East Resivoir off Portage Lakes Dr, on the North shore. It's right next to Portage Lakes bait & Tackle. Closer to the shop it is more shallow, if you head down the road 100 yards it's deep. Good place for Gills, Cats, Perch, Bass.
Nimi at pine tree point off Christman rd. It's right accross from the big concrete culvert. Nice rocky bottom there. And if the Crappie are moving into the bay it's awesome. West wind seems to turn that bay on. Expect company there, if you want that spot, you may have to be the early bird.


----------



## Bass-Chad (Mar 9, 2012)

HawgHunter said:


> It wont help you much right now because the river is high but you wanted ideas for the year. There are literally hundreds of spots up and down the Cuyahoga River that you can get into everything from panfish to pike. I second the suggestion to get a pair of waders. It changes everything when you can get out a few feet and hit the spots you couldnt cast to from shore.
> 
> Scott


My issue is I am a big guy so, I haven't been able to find a pair of waders in my size range. I've been looking for the past 3 years even called a few specific dealers but, no luck yet. In the summer I do just walk out into the water without waders on to hit the good spots like the shore line at Old Portage State Park. If anyone has any suggestions on where I should look for getting a pair it would be much appreciated.


----------



## Bass-Chad (Mar 9, 2012)

buckzye11 said:


> East Resivoir off Portage Lakes Dr, on the North shore. It's right next to Portage Lakes bait & Tackle. Closer to the shop it is more shallow, if you head down the road 100 yards it's deep. Good place for Gills, Cats, Perch, Bass.
> Nimi at pine tree point off Christman rd. It's right accross from the big concrete culvert. Nice rocky bottom there. And if the Crappie are moving into the bay it's awesome. West wind seems to turn that bay on. Expect company there, if you want that spot, you may have to be the early bird.

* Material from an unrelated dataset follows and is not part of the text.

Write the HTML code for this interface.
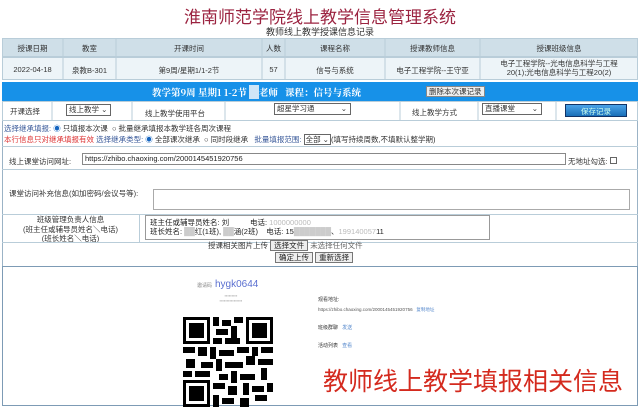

How about the boat ramp part of Nimi. I believe it is the 1st drive down with the outhouse when coming from the restaurant. I fished there a lot before the big bust of gay men, really haven't been back since and that was about 5 years ago now?


----------



## buckzye11 (Jul 16, 2009)

Bass-Chad said:


> How about the boat ramp part of Nimi. I believe it is the 1st drive down with the outhouse when coming from the restaurant. I fished there a lot before the big bust of gay men, really haven't been back since and that was about 5 years ago now?


The N ramp area can be good. That water warms up quick... it's shallow and gets good light. I've personally done better at the previously mentioned area, but i also know buckets of Crappie are taken every Spring on the North side. Behind the pizza shop is another good area.
The Christman Rd side is heavily patrolled, you have nothing to worry about......... unless your dressed like Richard Simmons.


----------



## JSykes3 (Oct 14, 2010)

buckzye11 said:


> unless your dressed like Richard Simmons


Lmfao. That would just be asking for it.


----------